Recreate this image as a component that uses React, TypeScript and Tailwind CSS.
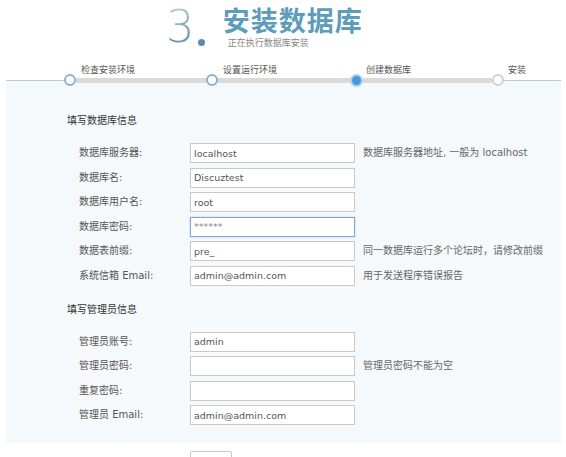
const font = 'font-["DejaVu_Sans","Noto_Sans_CJK_SC",sans-serif]';

type Field = { label: string; value: string; hint?: string; focus?: boolean };

const dbFields: Field[] = [
  { label: '数据库服务器:', value: 'localhost', hint: '数据库服务器地址, 一般为 localhost' },
  { label: '数据库名:', value: 'Discuztest' },
  { label: '数据库用户名:', value: 'root' },
  { label: '数据库密码:', value: '******', focus: true },
  { label: '数据表前缀:', value: 'pre_', hint: '同一数据库运行多个论坛时，请修改前缀' },
  { label: '系统信箱 Email:', value: 'admin@admin.com', hint: '用于发送程序错误报告' },
];

const adminFields: Field[] = [
  { label: '管理员账号:', value: 'admin' },
  { label: '管理员密码:', value: '', hint: '管理员密码不能为空' },
  { label: '重复密码:', value: '' },
  { label: '管理员 Email:', value: 'admin@admin.com' },
];

function Row({ f }: { f: Field }) {
  return (
    <div className="flex items-center h-[20px] pl-[73px]">
      <div className="w-[111px] text-[10px] text-[#555] leading-[14px]">{f.label}</div>
      <input
        readOnly
        value={f.value}
        className={
          f.focus
            ? 'w-[165px] h-[20px] border border-[#7ea6da] bg-white px-[3px] text-[9.5px] text-[#888] outline-none shadow-[0_0_2px_#b7cff0]'
            : 'w-[165px] h-[20px] border border-[#c9c9c9] bg-white px-[3px] text-[9.5px] text-[#555] outline-none'
        }
      />
      {f.hint && <div className="ml-[8px] text-[10px] text-[#666] leading-[14px] whitespace-nowrap">{f.hint}</div>}
    </div>
  );
}

function Circle({ kind }: { kind: 'done' | 'current' | 'todo' }) {
  if (kind === 'current')
    return <div className="w-[13px] h-[13px] rounded-full bg-[#4b9ad6] border-2 border-[#a8d0f0] shrink-0" />;
  if (kind === 'todo')
    return <div className="w-[12px] h-[12px] rounded-full bg-white border-2 border-[#d0d0d0] shrink-0" />;
  return <div className="w-[12px] h-[12px] rounded-full bg-white border-2 border-[#86b4d0] shrink-0" />;
}

export default function App() {
  return (
    <div className={`w-[566px] h-[457px] bg-white ${font}`}>
      {/* header */}
      <div className="h-[60px] flex items-start pl-[166px]">
        <span className='font-["DejaVu_Sans",sans-serif] font-extralight text-[45px] leading-[53px] bg-linear-to-b from-[#c3d4dc] to-[#4a84a2] bg-clip-text text-transparent'>
          3
        </span>
        <span className="w-[7px] h-[7px] rounded-full bg-[#5b8ea8] mt-[39px] ml-[3px]" />
        <div className="ml-[18px] flex flex-col">
          <span className='font-["Noto_Sans_CJK_SC",sans-serif] font-bold text-[27px] leading-[40px] text-[#5e9db9] tracking-[1px] whitespace-nowrap'>
            安装数据库
          </span>
          <span className="ml-[5px] -mt-[4px] text-[9px] leading-[14px] text-[#888] whitespace-nowrap">正在执行数据库安装</span>
        </div>
      </div>

      {/* step labels */}
      <div className="flex pl-[81px] h-[14px] mt-[3px] text-[9px] leading-[14px] text-[#555]">
        <div className="w-[142px]">检查安装环境</div>
        <div className="w-[143px]">设置运行环境</div>
        <div className="w-[142px]">创建数据库</div>
        <div>安装</div>
      </div>

      {/* step bar */}
      <div className="relative z-10 flex items-center h-[12px] -mt-[3px] pl-[64px] -mb-[6px]">
        <Circle kind="done" />
        <div className="w-[130px] h-[5px] bg-[#dadada]" />
        <Circle kind="done" />
        <div className="w-[132px] h-[5px] bg-[#dadada]" />
        <Circle kind="current" />
        <div className="w-[129px] h-[5px] bg-[#dadada]" />
        <Circle kind="todo" />
      </div>

      {/* panel */}
      <div className="mx-[6px] w-[555px] border-t border-[#b2cfe1] bg-[#f5f9fc] pt-[33px] pb-[18px]">
        <div className="pl-[61px] text-[10px] leading-[14px] text-[#333]">填写数据库信息</div>
        <div className="mt-[15px] flex flex-col gap-[4.5px]">
          {dbFields.map((f) => (
            <Row key={f.label} f={f} />
          ))}
        </div>
        <div className="mt-[17px] pl-[61px] text-[10px] leading-[14px] text-[#333]">填写管理员信息</div>
        <div className="mt-[15px] flex flex-col gap-[4.5px]">
          {adminFields.map((f) => (
            <Row key={f.label} f={f} />
          ))}
        </div>
      </div>

      <div className="pl-[190px] mt-[8px]">
        <div className="w-[42px] h-[20px] border border-[#c9c9c9] rounded-[2px] bg-white" />
      </div>
    </div>
  );
}
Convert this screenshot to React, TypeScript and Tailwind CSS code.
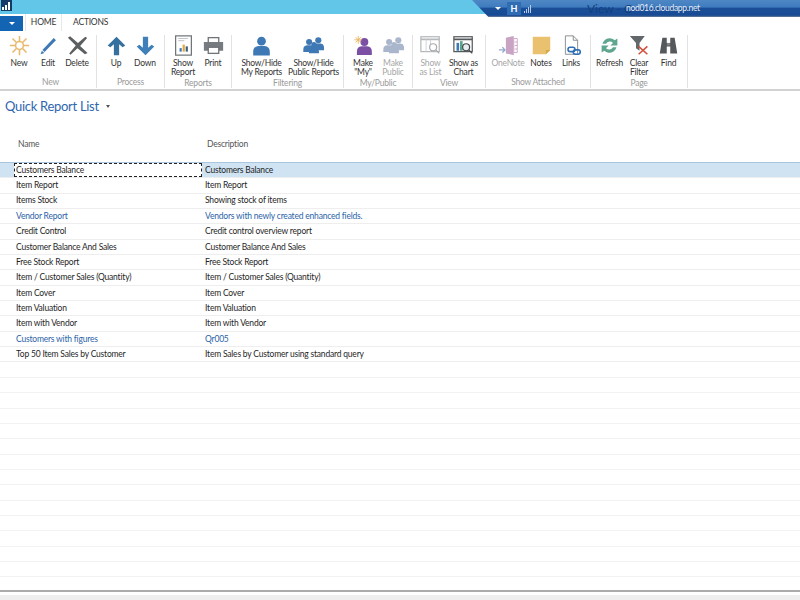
import type { ReactNode } from 'react'

const font = "font-['Lato','Liberation_Sans',sans-serif]"

const rows = [
  ['Customers Balance', 'Customers Balance'],
  ['Item Report', 'Item Report'],
  ['Items Stock', 'Showing stock of items'],
  ['Vendor Report', 'Vendors with newly created enhanced fields.', 'link'],
  ['Credit Control', 'Credit control overview report'],
  ['Customer Balance And Sales', 'Customer Balance And Sales'],
  ['Free Stock Report', 'Free Stock Report'],
  ['Item / Customer Sales (Quantity)', 'Item / Customer Sales (Quantity)'],
  ['Item Cover', 'Item Cover'],
  ['Item Valuation', 'Item Valuation'],
  ['Item with Vendor', 'Item with Vendor'],
  ['Customers with figures', 'Qr005', 'link'],
  ['Top 50 Item Sales by Customer', 'Item Sales by Customer using standard query'],
]

const Svg = ({ children }: { children: ReactNode }) => (
  <svg width="21" height="21" viewBox="0 0 24 24">{children}</svg>
)

const person = (cx: number, cy: number, r: number, color: string) => (
  <g fill={color}>
    <circle cx={cx} cy={cy} r={r} />
    <path d={`M${cx - r * 1.9} ${cy + r * 3.3}v-${r * 0.8}q0-${r * 1.3} ${r * 1.2}-${r * 1.4}h${r * 1.4}q${r * 1.2} ${r * 0.1} ${r * 1.2} ${r * 1.4}v${r * 0.8}z`} />
  </g>
)

const icons = {
  new: (
    <Svg>
      <g stroke="#e8b96e" strokeWidth="1.800">
        <path d="M12 1v6M12 17v6M1 12h6M17 12h6M4 4l4.500 4.500M15.500 15.500L20 20M20 4l-4.500 4.500M8.500 15.500L4 20" />
      </g>
      <circle cx="12" cy="12" r="4.500" fill="#fff" stroke="#e8b96e" strokeWidth="1.800" />
    </Svg>
  ),
  edit: (
    <Svg>
      <path d="M5 17L18 3.500l2.500 2.500L7.500 19.500z" fill="#3f79b5" />
      <path d="M3 22l1.300-4 3 2.500z" fill="#3f79b5" />
    </Svg>
  ),
  del: (
    <Svg>
      <path d="M1 3l2.500-1.500L12.500 9 21 2l2 1.500-8 9 8.500 8-3 1.500-8.500-7-8 7.500-1.500-1.500 7.500-9z" fill="#5b5f62" />
    </Svg>
  ),
  up: (
    <Svg>
      <path d="M12 2l10 10-3 2-4-3.500V23H9V10.500L5 14l-3-2z" fill="#35709f" />
    </Svg>
  ),
  down: (
    <Svg>
      <path d="M12 23L2 13l3-2 4 3.500V2h6v12.500l4-3.500 3 2z" fill="#4080b8" />
    </Svg>
  ),
  report: (
    <Svg>
      <rect x="3" y="1" width="18" height="22" fill="#fff" stroke="#6f7478" strokeWidth="1.400" />
      <path d="M6 4h11M6 6.500h7" stroke="#b8bcc0" />
      <path d="M7.500 19v-4h2.500v4z" fill="#3f79b5" />
      <path d="M11 19v-8h2.500v8z" fill="#e0a83c" />
      <path d="M14.500 19v-6H17v6z" fill="#3f5f7f" />
    </Svg>
  ),
  print: (
    <Svg>
      <rect x="6" y="3" width="12" height="6" fill="#fff" stroke="#6f7478" strokeWidth="1.500" />
      <path d="M1 8h22v10H1z" fill="#767b80" />
      <rect x="6" y="14" width="12" height="7" fill="#fff" stroke="#6f7478" strokeWidth="1.500" />
    </Svg>
  ),
  myReports: <Svg>{person(12, 7, 5, '#3f79b5')}</Svg>,
  publicReports: (
    <Svg>
      {person(17.5, 6, 3.5, '#3f79b5')}
      {person(7, 8, 3.5, '#3f79b5')}
      {person(12.5, 11, 3, '#3f79b5')}
    </Svg>
  ),
  makeMy: (
    <Svg>
      {person(13, 8, 4.500, '#7b4fa3')}
      <g stroke="#e8b45c" strokeWidth="1">
        <path d="M6 1v9M1.500 5.500h9M3 2.500l6 6M9 2.500l-6 6" />
      </g>
    </Svg>
  ),
  makePublic: (
    <Svg>
      {person(17.5, 6, 3.500, '#aab6cc')}
      {person(7, 8, 3.500, '#aab6cc')}
      {person(12.500, 11, 3, '#aab6cc')}
    </Svg>
  ),
  list: (
    <Svg>
      <rect x="1" y="2" width="21" height="17" fill="#fff" stroke="#b4b8bb" strokeWidth="1.400" />
      <path d="M1 5h21" stroke="#b4b8bb" strokeWidth="2" />
      <path d="M7 5v14M12 5v14" stroke="#ccd0d3" />
      <circle cx="15" cy="14" r="4" fill="#fff" stroke="#a9adb0" strokeWidth="1.400" />
      <path d="M18 17l4 4" stroke="#a9adb0" strokeWidth="1.500" />
    </Svg>
  ),
  chart: (
    <Svg>
      <rect x="1" y="2" width="21" height="17" fill="#fff" stroke="#55595c" strokeWidth="1.400" />
      <path d="M1 5h21" stroke="#55595c" strokeWidth="2" />
      <path d="M4 9h3v9H4z" fill="#3f79b5" />
      <path d="M8 7h3v11H8z" fill="#5aa58c" />
      <circle cx="15" cy="14" r="4" fill="#e8eef2" stroke="#44484b" strokeWidth="1.400" />
      <path d="M18 17l4 4" stroke="#44484b" strokeWidth="1.500" />
    </Svg>
  ),
  onenote: (
    <Svg>
      <path d="M9 3l9-2v22l-9-2z" fill="#c9a3c4" />
      <path d="M18 4h4v16h-4z" fill="#fff" stroke="#c9a3c4" />
      <path d="M19 8h3M19 12h3M19 16h3" stroke="#c9a3c4" />
      <path d="M1 17h7M5 14l3 3-3 3" fill="none" stroke="#94a9d0" strokeWidth="1.500" />
    </Svg>
  ),
  notes: (
    <Svg>
      <path d="M2 2h20v15l-5 5H2z" fill="#eac26f" />
      <path d="M22 17h-5v5z" fill="#d5a84e" />
    </Svg>
  ),
  links: (
    <Svg>
      <path d="M5 1h9l5 5v16H5z" fill="#fff" stroke="#7d8286" />
      <path d="M14 1v5h5" fill="none" stroke="#7d8286" />
      <rect x="8" y="14" width="8" height="5" rx="2.500" fill="none" stroke="#2f6fb5" strokeWidth="1.800" />
      <rect x="14" y="17" width="8" height="5" rx="2.500" fill="none" stroke="#2f6fb5" strokeWidth="1.800" />
    </Svg>
  ),
  refresh: (
    <Svg>
      <path d="M4 10a8.500 8.500 0 0 1 14-4l3-2v8h-8l3-3a5 5 0 0 0-8 1z" fill="#5fa58f" />
      <path d="M20 14a8.500 8.500 0 0 1-14 4l-3 2v-8h8l-3 3a5 5 0 0 0 8-1z" fill="#5fa58f" />
    </Svg>
  ),
  clear: (
    <Svg>
      <path d="M1 1h17l-6 8v9l-4-3V9z" fill="#62676b" />
      <path d="M11 13l10 9M21 13l-10 9" stroke="#d2503c" strokeWidth="1.800" />
    </Svg>
  ),
  find: (
    <Svg>
      <path d="M5 3h5v6h4V3h5l3 18h-8v-8h-4v8H2z" fill="#55595c" />
      <path d="M10.500 9h3v3h-3z" fill="#85898c" />
    </Svg>
  ),
}

type Btn = { label: ReactNode; icon: ReactNode; w: string; off?: boolean }

const groups: { name: string; cls: string; items: Btn[] }[] = [
  {
    name: 'New',
    cls: 'w-[92px]',
    items: [
      { label: 'New', icon: icons.new, w: 'w-[29px]' },
      { label: 'Edit', icon: icons.edit, w: 'w-[29px]' },
      { label: 'Delete', icon: icons.del, w: 'w-[29px]' },
    ],
  },
  {
    name: 'Process',
    cls: 'w-[68px]',
    items: [
      { label: 'Up', icon: icons.up, w: 'w-[29px]' },
      { label: 'Down', icon: icons.down, w: 'w-[29px]' },
    ],
  },
  {
    name: 'Reports',
    cls: 'w-[67px]',
    items: [
      { label: <>Show<br />Report</>, icon: icons.report, w: 'w-[30px]' },
      { label: 'Print', icon: icons.print, w: 'w-[30px]' },
    ],
  },
  {
    name: 'Filtering',
    cls: 'w-[112px]',
    items: [
      { label: <>Show/Hide<br />My Reports</>, icon: icons.myReports, w: 'w-[52px]' },
      { label: <>Show/Hide<br />Public Reports</>, icon: icons.publicReports, w: 'w-[52px]' },
    ],
  },
  {
    name: 'My/Public',
    cls: 'w-[69px]',
    items: [
      { label: <>Make<br />"My"</>, icon: icons.makeMy, w: 'w-[30px]' },
      { label: <>Make<br />Public</>, icon: icons.makePublic, w: 'w-[30px]', off: true },
    ],
  },
  {
    name: 'View',
    cls: 'w-[73px]',
    items: [
      { label: <>Show<br />as List</>, icon: icons.list, w: 'w-[33px]', off: true },
      { label: <>Show as<br />Chart</>, icon: icons.chart, w: 'w-[33px]' },
    ],
  },
  {
    name: 'Show Attached',
    cls: 'w-[105px]',
    items: [
      { label: 'OneNote', icon: icons.onenote, w: 'w-[36px]', off: true },
      { label: 'Notes', icon: icons.notes, w: 'w-[30px]' },
      { label: 'Links', icon: icons.links, w: 'w-[30px]' },
    ],
  },
  {
    name: 'Page',
    cls: 'w-[97px]',
    items: [
      { label: 'Refresh', icon: icons.refresh, w: 'w-[30px]' },
      { label: <>Clear<br />Filter</>, icon: icons.clear, w: 'w-[29px]' },
      { label: 'Find', icon: icons.find, w: 'w-[30px]' },
    ],
  },
]

// New and View sit a little left of the middle of their groups
const groupPad: Record<string, string> = { New: 'pr-[5px]', View: 'pr-[4px]' }

function RibbonButton({ label, icon, w, off }: Btn) {
  return (
    <div className={`${w} flex shrink-0 flex-col items-center`}>
      <div className="flex h-[21px] items-center justify-center">{icon}</div>
      <div
        className={`mt-[3px] whitespace-nowrap text-center text-[8.5px] leading-[9px] tracking-[-0.2px] ${off ? 'text-[#a6a6a6]' : 'text-[#333]'}`}
      >
        {label}
      </div>
    </div>
  )
}

export default function App() {
  return (
    <div className={`${font} flex h-[600px] w-[800px] flex-col overflow-hidden bg-white`}>
      <div className="flex h-[14px] shrink-0 items-start bg-[#62c6e8]">
        <div className="ml-[1px] flex h-[11px] w-[11px] items-end gap-[1px] bg-[#143a68] px-[1px] pb-[1px]">
          <span className="h-[3px] w-[2px] bg-white" />
          <span className="h-[5px] w-[2px] bg-white" />
          <span className="h-[8px] w-[2px] bg-white" />
        </div>
        <div className="relative z-10 ml-auto flex h-[17px] w-[328px] shrink-0 items-center bg-[linear-gradient(#4f87c4_0%,#3f7cbf_40%,#1a4f98_50%,#174a94_90%,#6d7f96_100%)] pl-[23px] [clip-path:polygon(0_0,100%_0,100%_100%,5%_100%)]">
          <span className="h-0 w-0 border-x-[3px] border-t-[3px] border-x-transparent border-t-white" />
          <span className="ml-[6px] flex h-[13px] w-[14px] items-center justify-center bg-[#2f6cb4] text-[9px] font-bold leading-none text-white">
            H
          </span>
          <div className="ml-[3px] flex items-end gap-[1px]">
            <span className="h-[2px] w-[1px] bg-[#b8cbe2]" />
            <span className="h-[4px] w-[1px] bg-[#b8cbe2]" />
            <span className="h-[6px] w-[1px] bg-[#b8cbe2]" />
            <span className="h-[8px] w-[1px] bg-[#b8cbe2]" />
          </div>
          <span className="ml-[56px] w-[39px] whitespace-nowrap text-[12px] leading-none text-[#123f80]">View - C</span>
          <span className="text-[8.5px] leading-none tracking-[-0.3px] text-[#e6edf6]">nod016.cloudapp.net</span>
        </div>
      </div>

      <div className="flex h-[17px] shrink-0 items-end">
        <div className="flex h-[15px] w-[23px] items-center justify-center bg-[#1464b4]">
          <span className="h-0 w-0 border-x-[3px] border-t-[3px] border-x-transparent border-t-white" />
        </div>
        <div className="ml-[2px] flex h-[17px] w-[37px] items-center justify-center border-x border-[#e8e8e8] text-[8.5px] tracking-[-0.2px] text-[#333]">
          HOME
        </div>
        <div className="ml-[11px] flex h-[17px] items-center text-[8.5px] tracking-[-0.2px] text-[#333]">ACTIONS</div>
      </div>

      <div className="flex h-[60px] shrink-0 border-b-2 border-[#d2d2d2] pl-[5px] pt-[4px]">
        {groups.map((g) => (
          <div key={g.name} className={`${g.cls} flex h-[53px] shrink-0 flex-col border-r border-[#e2e2e2]`}>
            <div className={`flex h-[44px] justify-center ${groupPad[g.name] ?? ''}`}>
              {g.items.map((b, i) => (
                <RibbonButton key={i} {...b} />
              ))}
            </div>
            <div className="mt-[1px] text-center text-[8.5px] leading-[11px] tracking-[-0.2px] text-[#9a9a9a]">
              {g.name}
            </div>
          </div>
        ))}
      </div>

      <div className="flex h-[36px] shrink-0 items-center pb-[5px] pl-[5px] text-[13px] tracking-[-0.3px] text-[#2f66ae]">
        Quick Report List
        <span className="ml-[7px] h-0 w-0 border-x-[2px] border-t-[3px] border-x-transparent border-t-[#555]" />
      </div>

      <div className="flex h-[35px] shrink-0 items-center text-[8.5px] tracking-[-0.2px] text-[#555]">
        <div className="w-[207px] pl-[18px]">Name</div>
        <div>Description</div>
      </div>

      <div className="flex h-[429px] shrink-0 flex-col overflow-hidden border-t border-[#a9c6de]">
        {rows.map(([name, desc, kind], i) => (
          <div
            key={name}
            className={`flex h-[15.35px] shrink-0 items-center border-b border-[#eeeeee] text-[8.5px] tracking-[-0.2px] ${kind ? 'text-[#2c5fa8]' : 'text-[#1f1f1f]'} ${i === 0 ? 'bg-[#cfe3f3]' : ''}`}
          >
            <div
              className={`ml-[14px] flex h-full w-[188px] shrink-0 items-center ${i === 0 ? 'border border-dashed border-[#222] bg-white pl-[1px]' : 'pl-[2px]'}`}
            >
              {name}
            </div>
            <div className="pl-[3px]">{desc}</div>
          </div>
        ))}
        {Array.from({ length: 14 }, (_, i) => (
          <div key={i} className="h-[15.35px] shrink-0 border-b border-[#f2f2f2]" />
        ))}
      </div>

      <div className="mt-[-1px] h-[2px] shrink-0 bg-[#ababab]" />
      <div className="mt-[3px] flex-1 bg-[#eeeeee]" />
    </div>
  )
}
==============================
**REQUEST:** From the records given above, copy all lines containing "TypeScript".

**FINAL ANSWER:**
Recreate this image as a component that uses React, TypeScript and Tailwind CSS.
Convert this screenshot to React, TypeScript and Tailwind CSS code.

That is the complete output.